= Fifteenth Amendment to the Constitution of Bangladesh =

The Fifteenth Amendment to the Constitution of Bangladesh was passed on 30 June 2011. This amendment made significant — 54 changes to the constitution. On 17 December 2024, it was declared partially illegal by the Supreme Court of Bangladesh.

== Amendments ==
- Incorporated four original fundamental principles of state policies of the 1972 constitution: nationalism, socialism, democracy and secularism.
- Increased number of reserved seats for women to 50 from existing 45.
- After article 7, it inserted articles 7A and 7B in a bid to end take over of power through extra-constitutional means. Article 7B declared the basic provisions of the constitution "non-amendable".
- Added a provision for the protection and improvement of the environment and biodiversity.
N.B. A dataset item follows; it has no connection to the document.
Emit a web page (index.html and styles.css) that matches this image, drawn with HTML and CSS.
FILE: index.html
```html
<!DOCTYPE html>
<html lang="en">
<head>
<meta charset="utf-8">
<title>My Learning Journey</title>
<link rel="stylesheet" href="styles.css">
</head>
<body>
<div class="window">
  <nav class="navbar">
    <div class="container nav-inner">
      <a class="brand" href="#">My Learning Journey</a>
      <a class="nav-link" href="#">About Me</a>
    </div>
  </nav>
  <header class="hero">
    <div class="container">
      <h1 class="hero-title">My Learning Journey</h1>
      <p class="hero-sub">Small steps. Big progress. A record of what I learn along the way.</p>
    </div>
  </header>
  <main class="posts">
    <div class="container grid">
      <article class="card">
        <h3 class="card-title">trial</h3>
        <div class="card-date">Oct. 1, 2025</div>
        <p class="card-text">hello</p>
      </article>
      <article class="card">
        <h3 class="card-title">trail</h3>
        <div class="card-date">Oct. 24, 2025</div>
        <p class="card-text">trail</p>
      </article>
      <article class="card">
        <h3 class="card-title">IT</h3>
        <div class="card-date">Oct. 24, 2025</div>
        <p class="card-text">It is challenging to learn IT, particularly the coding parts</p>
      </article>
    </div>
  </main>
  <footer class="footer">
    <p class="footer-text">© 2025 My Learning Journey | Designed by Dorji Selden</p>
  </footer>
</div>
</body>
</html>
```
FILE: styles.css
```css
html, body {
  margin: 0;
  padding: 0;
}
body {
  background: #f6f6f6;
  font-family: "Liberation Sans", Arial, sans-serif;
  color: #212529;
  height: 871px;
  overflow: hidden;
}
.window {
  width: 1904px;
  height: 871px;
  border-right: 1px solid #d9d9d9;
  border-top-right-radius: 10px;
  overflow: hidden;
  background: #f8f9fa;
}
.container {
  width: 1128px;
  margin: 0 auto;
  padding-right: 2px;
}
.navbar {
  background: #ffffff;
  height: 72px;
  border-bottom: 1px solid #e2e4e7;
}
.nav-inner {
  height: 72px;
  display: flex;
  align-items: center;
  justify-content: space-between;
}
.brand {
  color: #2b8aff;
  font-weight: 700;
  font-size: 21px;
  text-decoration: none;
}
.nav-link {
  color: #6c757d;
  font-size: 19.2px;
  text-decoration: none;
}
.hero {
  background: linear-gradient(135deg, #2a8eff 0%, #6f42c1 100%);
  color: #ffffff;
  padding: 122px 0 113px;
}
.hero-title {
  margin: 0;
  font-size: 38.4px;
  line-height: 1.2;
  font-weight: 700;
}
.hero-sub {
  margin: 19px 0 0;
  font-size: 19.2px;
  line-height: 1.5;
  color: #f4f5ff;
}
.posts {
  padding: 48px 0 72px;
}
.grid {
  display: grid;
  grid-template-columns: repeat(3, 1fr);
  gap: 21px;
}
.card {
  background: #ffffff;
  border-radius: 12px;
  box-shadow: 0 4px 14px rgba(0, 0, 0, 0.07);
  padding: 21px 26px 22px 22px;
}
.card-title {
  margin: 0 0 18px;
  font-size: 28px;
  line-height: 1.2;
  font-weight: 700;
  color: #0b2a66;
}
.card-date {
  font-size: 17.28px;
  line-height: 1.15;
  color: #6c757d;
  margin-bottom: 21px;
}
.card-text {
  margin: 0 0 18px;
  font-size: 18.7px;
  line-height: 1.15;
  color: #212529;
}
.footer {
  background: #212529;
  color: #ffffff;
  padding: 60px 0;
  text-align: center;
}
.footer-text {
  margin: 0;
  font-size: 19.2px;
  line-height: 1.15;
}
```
- Added a provision for protecting the culture of tribes, ethnic communities, and minor races .
- Abolished the caretaker government system which had been incorporated through 13th amendment to the constitution in 1996 but was later declared unconstitutional by the Supreme Court of Bangladesh.
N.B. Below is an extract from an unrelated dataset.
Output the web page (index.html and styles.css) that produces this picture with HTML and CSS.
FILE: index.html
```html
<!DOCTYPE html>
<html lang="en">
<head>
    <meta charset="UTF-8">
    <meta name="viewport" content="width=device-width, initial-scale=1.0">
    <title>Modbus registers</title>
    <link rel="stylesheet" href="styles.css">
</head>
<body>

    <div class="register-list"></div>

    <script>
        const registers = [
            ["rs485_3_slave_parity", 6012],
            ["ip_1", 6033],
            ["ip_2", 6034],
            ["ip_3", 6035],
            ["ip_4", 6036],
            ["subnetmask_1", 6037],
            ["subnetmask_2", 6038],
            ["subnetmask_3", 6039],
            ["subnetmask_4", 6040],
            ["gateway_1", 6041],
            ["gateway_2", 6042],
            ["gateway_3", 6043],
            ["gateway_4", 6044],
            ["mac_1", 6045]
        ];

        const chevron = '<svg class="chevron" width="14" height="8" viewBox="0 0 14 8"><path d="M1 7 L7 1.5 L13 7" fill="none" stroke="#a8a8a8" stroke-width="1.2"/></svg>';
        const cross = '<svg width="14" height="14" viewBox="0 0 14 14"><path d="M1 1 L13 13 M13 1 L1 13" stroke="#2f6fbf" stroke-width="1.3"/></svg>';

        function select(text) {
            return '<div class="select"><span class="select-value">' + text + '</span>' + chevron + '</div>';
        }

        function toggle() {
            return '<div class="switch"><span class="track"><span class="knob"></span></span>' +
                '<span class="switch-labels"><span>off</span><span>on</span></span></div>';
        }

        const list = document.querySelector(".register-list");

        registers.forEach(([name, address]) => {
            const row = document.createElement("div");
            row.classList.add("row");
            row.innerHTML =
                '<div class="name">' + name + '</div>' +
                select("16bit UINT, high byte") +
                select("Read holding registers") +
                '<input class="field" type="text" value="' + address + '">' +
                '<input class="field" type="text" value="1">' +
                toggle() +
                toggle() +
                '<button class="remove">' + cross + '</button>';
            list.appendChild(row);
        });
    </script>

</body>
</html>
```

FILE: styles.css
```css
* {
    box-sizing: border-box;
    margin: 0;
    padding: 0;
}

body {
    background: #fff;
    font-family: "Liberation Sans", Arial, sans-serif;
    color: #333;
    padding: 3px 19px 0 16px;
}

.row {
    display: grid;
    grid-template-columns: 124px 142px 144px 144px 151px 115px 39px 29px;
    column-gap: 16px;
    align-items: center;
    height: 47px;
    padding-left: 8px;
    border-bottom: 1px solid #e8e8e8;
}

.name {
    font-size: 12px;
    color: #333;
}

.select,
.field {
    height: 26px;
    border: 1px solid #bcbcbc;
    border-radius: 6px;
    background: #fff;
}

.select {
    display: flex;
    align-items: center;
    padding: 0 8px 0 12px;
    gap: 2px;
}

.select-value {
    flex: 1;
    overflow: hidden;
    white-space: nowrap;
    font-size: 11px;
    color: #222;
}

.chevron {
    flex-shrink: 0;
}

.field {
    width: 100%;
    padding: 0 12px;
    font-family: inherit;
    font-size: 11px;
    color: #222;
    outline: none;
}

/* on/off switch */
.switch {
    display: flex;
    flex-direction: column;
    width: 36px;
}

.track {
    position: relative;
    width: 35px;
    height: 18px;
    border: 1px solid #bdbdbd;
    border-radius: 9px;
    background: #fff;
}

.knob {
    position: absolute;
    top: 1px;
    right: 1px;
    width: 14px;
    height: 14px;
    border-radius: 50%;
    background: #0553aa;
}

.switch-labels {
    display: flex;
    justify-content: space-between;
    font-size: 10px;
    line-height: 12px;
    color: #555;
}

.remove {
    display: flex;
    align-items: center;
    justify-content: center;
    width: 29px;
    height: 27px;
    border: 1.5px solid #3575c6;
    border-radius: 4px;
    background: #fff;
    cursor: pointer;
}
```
- Declared Sheikh Mujibur Rahman as the Father of the Nation.
- Abolished referendum system from the constitution.
- Participation in election declared illegal for those who have been convicted of crimes against humanity during 1971 liberation war.
- State of emergency can not be continued for more than 120 days.
- Inserted three new schedules at the end of the constitution: the 7 March Speech of Sheikh Mujibur Rahman, the Declaration of Independence by Sheikh Mujibur Rahman on 25 March 1971 midnight, and the Proclamation of Independence by the Mujibnagar Government on 10 April 1971.

== Legality ==
After the Resignation of Sheikh Hasina, on 17 December 2024, the High Court Division of the Supreme Court declared some parts of the fifteenth amendment illegal, restoring the caretaker government and provision for referendums for constitutional amendments.